Use Cassandra when...
you have huge amounts of data. Cassandra has great flexibility and power to deal with incredible amounts of data, so most big data applications are a good use case for Cassandra.
you need reliability. Cassandra provides stable real-time performance for streaming and online-learning applications.
security is a priority. Cassandra has powerful security management, which makes it a great fit for fraud detection applications.
Neo4j is a NoSQL graph database built from the ground up to leverage data and data relationships. Neo4j connects data as it’s stored, enabling queries at high speed. Neo4j was originally implemented on Java and Scala and then extended to use in different platforms, such as Python.
Neo4j is essentially a graph database library and has one of the best websites and technical documentation systems out there. It’s clear, concise and covers all questions you may have about installing, getting started with and using the library.
Use Neo4j when...
you need to visualize and analyze networks and their performances.
you’re designing and analyzing recommendation systems.
you’re analyzing social media connections and extracting information based on existing relations.
you’re going to perform identity and access management operations.
you need to perform various supply chain optimizations.

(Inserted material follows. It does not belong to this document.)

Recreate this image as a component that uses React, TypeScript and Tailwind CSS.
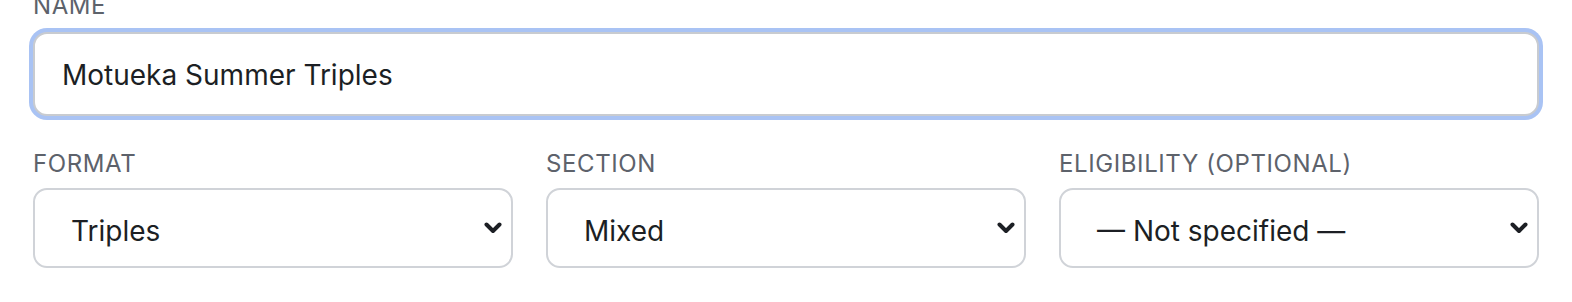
const labelCls =
    "block text-[24px] leading-[32px] tracking-[0.025em] uppercase text-[#5d626b]"

function Chevron() {
    return (
        <svg width="18" height="12" viewBox="0 0 18 12" fill="none" className="shrink-0">
            <path d="M2.5 2.5 L9 9 L15.5 2.5" stroke="#1c1f24" strokeWidth="4" strokeLinecap="round" strokeLinejoin="round" />
        </svg>
    )
}

function SelectBox({ label, value }: { label: string; value: string }) {
    return (
        <div className="flex flex-col gap-2">
            <span className={labelCls}>{label}</span>
            <div className="h-[80px] flex items-center justify-between rounded-[14px] border-2 border-[#d0d3d8] bg-white pl-[36px] pr-[9px]">
                <span className="pt-[5px] text-[28px] text-[#1c1f24]">{value}</span>
                <Chevron />
            </div>
        </div>
    )
}

export default function App() {
    return (
        <main
            className="w-[1572px] h-[302px] bg-white overflow-hidden px-[33px]"
            style={{ fontFamily: 'Inter, "Noto Sans", sans-serif' }}
        >
            <div className="-mt-[10px] flex flex-col gap-[10px]">
                <span className={labelCls}>Name</span>
                <div className="h-[84px] flex items-center rounded-[14px] border-2 border-[#c8cbd0] bg-white px-[27px] shadow-[0_0_0_4px_#a9c3f4]">
                    <span className="pt-[2px] text-[28px] text-[#1c1f24]">Motueka Summer Triples</span>
                </div>
            </div>

            <div className="mt-[32px] grid grid-cols-3 gap-[33px]">
                <SelectBox label="Format" value="Triples" />
                <SelectBox label="Section" value="Mixed" />
                <SelectBox label="Eligibility (optional)" value="— Not specified —" />
            </div>
        </main>
    )
}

Choosing the correct database for your data structure and application can decrease your application’s development time while increasing the efficiency of your work. Developing the ability to choose the correct database type on the fly may take a little time, but once you do, most of the tedious work on your project will be much simpler, faster and more efficient. The only way to develop any skill is to practice. Another way to explore is through trial and error (usually my method). Try different options until you find one that resonates best with you and fits your application.